心から信ずる:52.5%、形式や習慣による:42.7%、わからない:4.8%

という回答を得ている。

 

他にも様々な調査があるが、詳細は別の記事で書くつもりなのでここでは割愛するとしても、この調査から言える極めて重要なことは三つあるように思える。すなわち、

(a)1952年、すなわち戦後であっても、日本人の過半数は自分が無宗教だとは認識していなかった

(b)その中身として、家の信仰で見た場合に数値が跳ね上がるのが仏教のみで、その他はおしなべて家の信仰より自分の信仰が高い(神道と仏教の違いは、神道非宗教説の刷り込みが成功したがゆえか?)

(c)信仰があると答えた人も、半数近くがその中身は習慣などによるものだと返答した

 

ここからさらに、

(A)「日本人は伝統的に無宗教である」といった言説はまやかしである、という結論。

(B)信仰は形式的な側面が強く、また家の信仰の比率が極めて高いことを考えると、逆にそのような共同体から切り離されれば、表面化・形式化した信仰はちょっとした要素で雲散霧消する可能性が高くなるのではないか、という仮説。

が導き出される。

 

なお、(A)はしばしば喧伝される日本人論に振り回されず、歴史事象のつぶさな観察と経年変化に目を向けるべきである、と言い換えることもできる。また(B)の仮説が蓋然性の高いものとして前提化できるようになって初めて、「アメリカ的物質至上主義」の影響をアメリカと比較したり、唯物論の影響を中国やヴェトナムと比較する意味が出てくる。
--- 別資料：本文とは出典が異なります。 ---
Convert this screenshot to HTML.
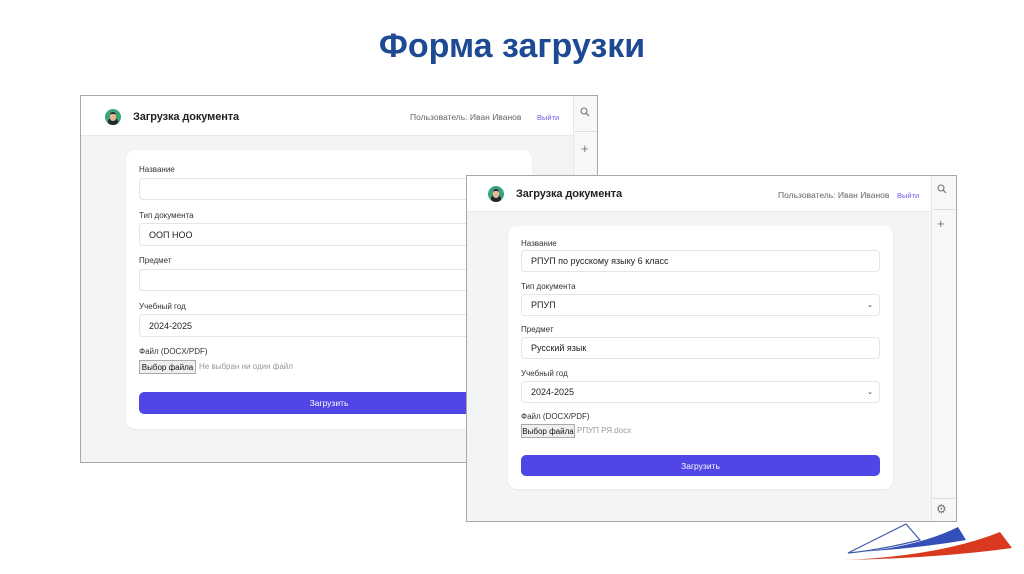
<!DOCTYPE html>
<html><head><meta charset="utf-8"><style>
*{margin:0;padding:0;box-sizing:border-box}
body{width:1024px;height:574px;background:#fff;position:relative;overflow:hidden;font-family:"Liberation Sans","DejaVu Sans",sans-serif}
.a{position:absolute}
h1{position:absolute;left:0;width:1024px;top:27px;text-align:center;font-size:34px;font-weight:bold;color:#1e4a94}
.win{position:absolute;background:#f3f4f6;border:1px solid #a8a8a8;overflow:hidden}
.hdr{position:absolute;left:0;top:0;background:#fff;border-bottom:1px solid #e8e9ec}
.side{position:absolute;top:0;bottom:0;background:#f7f7f8;border-left:1px solid #e5e5e5}
.card{position:absolute;background:#fff;border-radius:9px;box-shadow:0 1px 2px rgba(0,0,0,.06)}
.lbl{position:absolute;font-size:8px;color:#333}
.inp{position:absolute;background:#fff;border:1px solid #e3e5e8;border-radius:4px;font-size:9px;color:#222;padding-left:9px;display:flex;align-items:center}
.btn{position:absolute;background:#4f46e5;border-radius:5px;color:#fff;font-size:8.5px;display:flex;align-items:center;justify-content:center}
.fb{position:absolute;background:#efefef;border:1px solid #aaa;font-size:8px;color:#111;display:flex;align-items:center;justify-content:center}
.ft{position:absolute;font-size:8px;color:#999}
.av{position:absolute;width:16px;height:16px;border-radius:50%;background:#3aa37c;overflow:hidden}
.av:after{content:"";position:absolute;left:3px;top:9px;width:10px;height:9px;border-radius:4px 4px 0 0;background:#1f2a33}
.av:before{content:"";position:absolute;left:5px;top:3px;width:6px;height:7px;border-radius:3px;background:#e8b990;border-top:2px solid #2a2a2a;z-index:1}
.ttl{position:absolute;font-size:11px;color:#222;font-weight:bold;letter-spacing:-0.1px}
.usr{position:absolute;font-size:8.5px;color:#666}
.out{position:absolute;font-size:7.5px;color:#6d5ce8}
.ico{position:absolute;font-size:11px;color:#777}
</style></head><body>
<h1>Форма загрузки</h1>

<div class="win" style="left:80px;top:95px;width:518px;height:368px">
 <div class="hdr" style="width:492px;height:40px"></div>
 <div class="av" style="left:24px;top:13px"></div>
 <div class="ttl" style="left:52px;top:15px">Загрузка документа</div>
 <div class="usr" style="left:329px;top:16px">Пользователь: Иван Иванов</div>
 <div class="out" style="left:456px;top:17px">Выйти</div>
 <div class="side" style="left:492px;width:26px"></div>
 <svg class="a" style="left:499px;top:11px" width="10" height="10"><circle cx="4" cy="4" r="3" fill="none" stroke="#777" stroke-width="1.1"/><path d="M6.2 6.2L9 9" stroke="#777" stroke-width="1.2"/></svg>
 <div class="a" style="left:494px;top:35px;width:22px;height:1px;background:#ddd"></div>
 <div class="ico" style="left:500px;top:45px;font-size:13px">+</div>
 <div class="card" style="left:45px;top:54px;width:406px;height:279px"></div>
 <div class="lbl" style="left:58px;top:69px">Название</div>
 <div class="inp" style="left:58px;top:82px;width:380px;height:22px"></div>
 <div class="lbl" style="left:58px;top:115px">Тип документа</div>
 <div class="inp" style="left:58px;top:127px;width:380px;height:23px">ООП НОО</div>
 <div class="lbl" style="left:58px;top:160px">Предмет</div>
 <div class="inp" style="left:58px;top:173px;width:380px;height:22px"></div>
 <div class="lbl" style="left:58px;top:206px">Учебный год</div>
 <div class="inp" style="left:58px;top:218px;width:380px;height:23px">2024-2025</div>
 <div class="lbl" style="left:58px;top:251px">Файл (DOCX/PDF)</div>
 <div class="fb" style="left:58px;top:264px;width:57px;height:14px">Выбор файла</div>
 <div class="ft" style="left:118px;top:266px">Не выбран ни один файл</div>
 <div class="btn" style="left:58px;top:296px;width:380px;height:22px">Загрузить</div>
</div>

<div class="win" style="left:466px;top:175px;width:491px;height:347px">
 <div class="hdr" style="width:464px;height:36px"></div>
 <div class="av" style="left:21px;top:10px"></div>
 <div class="ttl" style="left:49px;top:12px">Загрузка документа</div>
 <div class="usr" style="left:311px;top:14px">Пользователь: Иван Иванов</div>
 <div class="out" style="left:430px;top:15px">Выйти</div>
 <div class="side" style="left:464px;width:27px"></div>
 <svg class="a" style="left:470px;top:8px" width="10" height="10"><circle cx="4" cy="4" r="3" fill="none" stroke="#777" stroke-width="1.1"/><path d="M6.2 6.2L9 9" stroke="#777" stroke-width="1.2"/></svg>
 <div class="a" style="left:466px;top:33px;width:22px;height:1px;background:#ddd"></div>
 <div class="ico" style="left:470px;top:40px;font-size:13px">+</div>
 <div class="a" style="left:466px;top:322px;width:22px;height:1px;background:#ddd"></div>
 <div class="ico" style="left:469px;top:326px;font-size:12px">&#9881;</div>
 <div class="card" style="left:41px;top:50px;width:385px;height:263px"></div>
 <div class="lbl" style="left:54px;top:63px">Название</div>
 <div class="inp" style="left:54px;top:74px;width:359px;height:22px">РПУП по русскому языку 6 класс</div>
 <div class="lbl" style="left:54px;top:106px">Тип документа</div>
 <div class="inp" style="left:54px;top:118px;width:359px;height:22px">РПУП<span style="position:absolute;right:6px;font-size:7px">&#8964;</span></div>
 <div class="lbl" style="left:54px;top:149px">Предмет</div>
 <div class="inp" style="left:54px;top:161px;width:359px;height:22px">Русский язык</div>
 <div class="lbl" style="left:54px;top:193px">Учебный год</div>
 <div class="inp" style="left:54px;top:205px;width:359px;height:22px">2024-2025<span style="position:absolute;right:6px;font-size:7px">&#8964;</span></div>
 <div class="lbl" style="left:54px;top:236px">Файл (DOCX/PDF)</div>
 <div class="fb" style="left:54px;top:248px;width:54px;height:14px">Выбор файла</div>
 <div class="ft" style="left:110px;top:250px">РПУП РЯ.docx</div>
 <div class="btn" style="left:54px;top:279px;width:359px;height:21px">Загрузить</div>
</div>

<svg class="a" style="left:840px;top:518px" width="180" height="56" viewBox="0 0 180 56">
 <path d="M8 35 L66 6 L80 22 Q40 32 8 35 Z" fill="#fff" stroke="#3a5aa8" stroke-width="1.2"/>
 <path d="M20 34 Q80 28 118 9 L126 22 Q80 30 20 34 Z" fill="#3450b8"/>
 <path d="M4 42 Q100 38 160 14 L172 30 Q100 40 4 42 Z" fill="#d93a1f"/>
</svg>
</body></html>
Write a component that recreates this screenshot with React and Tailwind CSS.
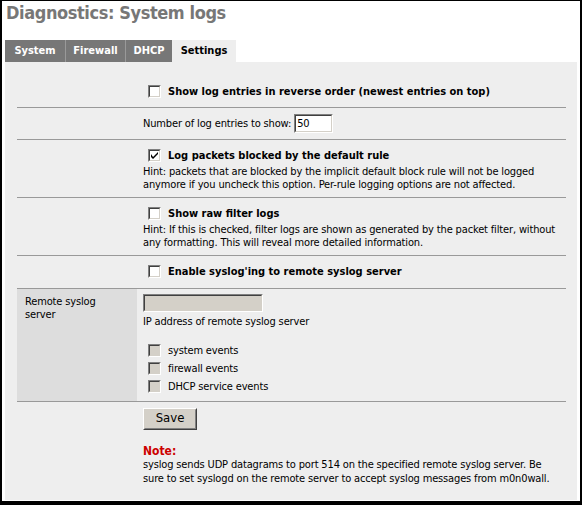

また、「日本人の無宗教は特定の宗派に帰属意識がないだけ」と言われることがあるが、こういった数値から見る限り、特定宗派云々はあまり関係なく、長年にわたるシステム化で帰属意識を繋ぎとめる錨が信仰ではなく儀式・儀礼になっていたので、そこに関わる頻度が下がるにつれて、そもそも表面的だったものが完全にイベント化して帰属意識と切り離された、というあたりが妥当な説明であるように思われる(ちなみにこれだと、信仰を表面化させることについて「浮いた存在」・「空気が読めない存在」であるようにみなす「宗教アレルギー」と呼ばれるような態度も同時に説明できるのではないだろうか)。

 

さて、長々と理由説明をしたが、今の私はこの結論と仮説に立って、戦前までの宗教のシステム化・形骸化の過程を負いつつ、戦後の宗教的帰属意識の低下についての要因分析を行おうとしている状態にある。これが明治期にキリスト教が広まらなかった理由の分析神仏分離・廃仏毀釈などを度々取り上げている理由であり、またこれからの記事で戦後日本で宗教的帰属意識が低下していった要因を考える記事を準備している理由でもある(ちなみに後者を私は度々誤って投稿しているが、いまだ完成稿には至っていない)。

 

以上を踏まえると、この動画前半のメインテーマでもある日本型政教分離の特徴は、キリシタン禁教に伴う寺請制度の整備とそれによる仏教のシステム化・イエ制度との癒着とも相まって極めて興味深いものであり、また後半のテーマである無教会主義の説明で触れられるキリスト教の教派性に対する批判は、戦国期のイエズス会による布教と急速な拡大との比較という点で参考になるものであったと感じた。